I'm pretty much finished the book and ready to send it on to someone else (Jesse gave it to Samantha, Samantha gave it to me). The last section of the book is about his getting back to his family's roots in Kenya. Here he is talking about when he lands at the airport (a woman at the airport recognises his name and asks if he's related to a Dr Obama - his father):
That [someone recognising his name] had never happened before. I realised; not in Hawaii, not in Indonesia, not in L.A., or New York or Chicago. For the first time in my life, I felt the comfort, the firmness of identity that a name might provide, how it could carry an entire history in other people's memories, so that they might nod and say knowingly, "Oh, you are so and so's son."
I can relate this to the first time I went to the UK in June 2003. When Christine took me to Rochdale and to meet her friends, children and Irene - I felt this same reassurance of identity. When we went into the Rochdale co-op museum an elderly gentlemen there assumed we were brother and sister. I felt this same comfort and firmness of belonging that Obama expresses.
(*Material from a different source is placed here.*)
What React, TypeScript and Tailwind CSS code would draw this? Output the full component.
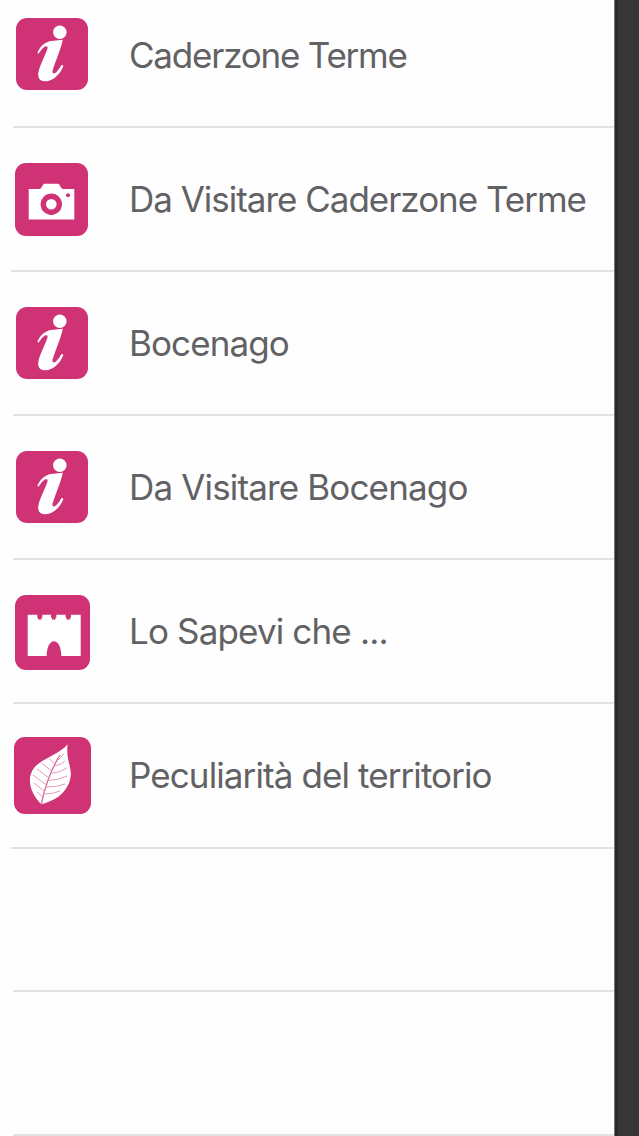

I've mentioned to others that I felt sharp/distinct/completely in focus in the UK. I remember so much of the time in 2003 when Jacky and I went to the Edinburgh principal conference and then went south to Christine in Bury, then back to London to stay with Paul and Tina. I know there was a special intensity at work - although Christine and I had been writing to each other for over 30 years, we'd never met and the sights and sounds of England/Scotland were so vivid and alien to us. Obama describes a special day in Kenya when he can summon up each moment in his mind almost frame by frame:
It wasn't simply joy that I felt in each of these moments. Rather, it was a sense that everything I was doing, every touch and breath and word, carried the full weight of my life; that a circle was beginning to close, so that I might finally recognise myself as I was, here, now, in one place.This is a terrific description, very poetic and very apt to my own situation.
Later in this chapter Obama comes across a British man who had grown up in Kenya, moved between the two countries a few times and settled in Kenya. When Obama asks him why he says -
"It's my home, I suppose. The people, the land...it's funny, you know. Once you've lived here a while, the life in England seems really cramped. The British have so much more, but seem to enjoy things less. I felt a foreigner there."I have the same vague feelings about living in New Zealand. For me living here seems really slow, cosy, extremely distant and really blurry (the Tim Finn line about a tyranny of distance!). I feel like a foreigner here. A stranger in a strange land. Pete and others find this hilarious, I know. Before 2003 I was firmly of the glib 'wherever you go - there you are' philosophy. Travel smavel! But then 2003 came along and we began the OE stage of our lives (mmm - 20 years after our peers).
The Obama book has hit some nerves!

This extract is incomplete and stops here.